If his parents put their IRA into a CRUT, instead, Adam would still pay ordinary income tax on the initial $3.4m gift — though those taxes can be deferred out further — but, critically, he would pay long-term capital gains taxes on any investment earnings he captures from deploying those funds after he inherits them.
That’s a significant benefit; instead of paying around 50% in taxes on his investment gains for the first ten years — until he cashes out the IRA — Adam would pay around 35%. That could be a difference of hundreds of thousands or even millions of dollars, just due to the reduced tax rate.
Available Withdrawals
We're starting to see the numbers take shape, but there's one more significant data point we haven't gotten to yet: How does Adam plan to use his money?

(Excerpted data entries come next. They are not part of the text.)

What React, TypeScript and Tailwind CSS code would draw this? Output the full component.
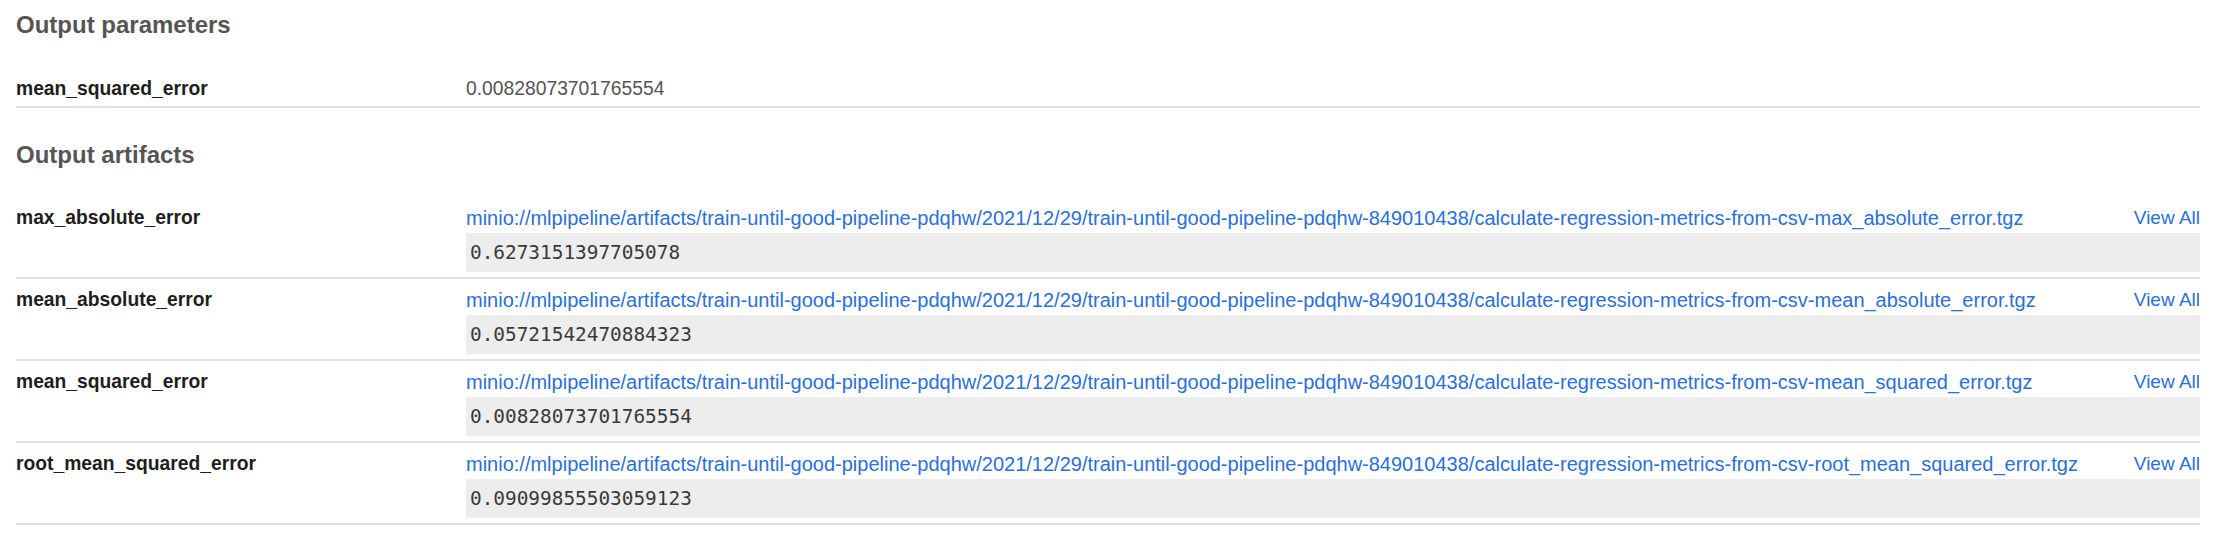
import React from "react";

const base =
  "minio://mlpipeline/artifacts/train-until-good-pipeline-pdqhw/2021/12/29/train-until-good-pipeline-pdqhw-849010438/calculate-regression-metrics-from-csv-";

const artifacts = [
  { name: "max_absolute_error", value: "0.6273151397705078" },
  { name: "mean_absolute_error", value: "0.05721542470884323" },
  { name: "mean_squared_error", value: "0.00828073701765554" },
  { name: "root_mean_squared_error", value: "0.09099855503059123" },
  { name: "metrics", value: "" },
];

export default function App() {
  return (
    <div
      className="min-h-screen bg-white pl-[16px] pr-[18px]"
      style={{ fontFamily: '"Liberation Sans", Arial, Helvetica, sans-serif' }}
    >
      <h2 className="pt-[9px] text-[24px] leading-[32px] font-bold text-[#555555]">
        Output parameters
      </h2>
      <div className="mt-[26px] flex border-b-2 border-[#e0e0e0] pt-[7px] pb-[3px]">
        <div className="w-[450px] shrink-0 text-[19.3px] leading-[29px] font-bold text-[#1e1e1e]">
          mean_squared_error
        </div>
        <div className="text-[19.3px] leading-[29px] text-[#555555]">0.00828073701765554</div>
      </div>

      <h2 className="mt-[31px] text-[24px] leading-[32px] font-bold text-[#555555]">
        Output artifacts
      </h2>
      <div className="mt-[26px]">
        {artifacts.map((a) => (
          <div key={a.name} className="flex border-b-2 border-[#e0e0e0] pt-[7px] pb-[5px]">
            <div className="w-[450px] shrink-0 text-[19.3px] leading-[28px] font-bold text-[#1e1e1e]">
              {a.name}
            </div>
            <div className="flex min-w-0 flex-1 flex-col">
              <div className="flex items-start justify-between leading-[28px] text-[#2a6fdb]">
                <span className="whitespace-nowrap text-[20px]">
                  {base}
                  {a.name}.tgz
                </span>
                <span className="whitespace-nowrap text-[19px]">View All</span>
              </div>
              <div
                className="mt-[1px] flex h-[39px] items-center bg-[#ededed] px-[4px] text-[19.4px] text-[#3a3a3a]"
                style={{ fontFamily: '"DejaVu Sans Mono", monospace' }}
              >
                {a.value}
              </div>
            </div>
          </div>
        ))}
      </div>
    </div>
  );
}
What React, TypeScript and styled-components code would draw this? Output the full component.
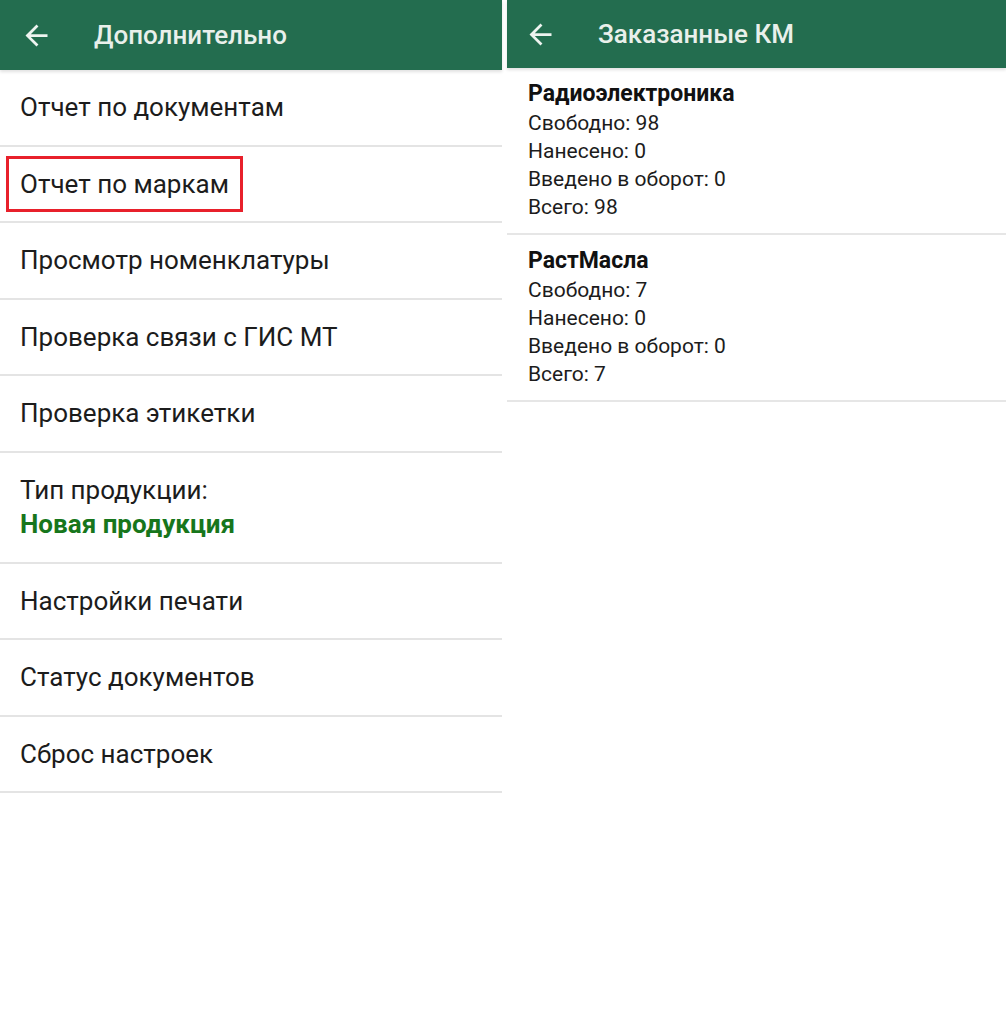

One of the first questions our customers ask us is the following: "These massive absolute gains are great, but will my money be locked up for the entire term of the trust?” The answer, emphatically, is "No." There are many ways to get liquidity out of a CRT. But the simplest answer is that, due to the structure of NIMCRUTs, Adam (and you) will have access to a growing share of the money every year.
If he uses a trust, Adam will be owed around 5% of the trust’s value every year. That amount will accumulate until it is distributed. In 5 years, for instance, Adam could accumulate as much as $1 million in deferred distributions — 5% of the $3.4 million ($170,000) in the first year, and 5% of the trust’s total value, after appreciation, every year after that.
Total Returns
What would all of these tax savings, investment gains, and withdrawals mean for Adam's bottom line? Adam’s trust is expected to last around 50 years. With a lifetime NIMCRUT, Adam could earn an additional $4.8 million in payouts, for a total of about $10m. If, instead, Adam had withdrawn the money from the IRA, assuming the same withdrawal schedule, he would have ended up with about $5.2 million over the course of his life. That additional 90% return is the essence of the power of using Charitable Remainder Trusts to roll over an IRA between generations.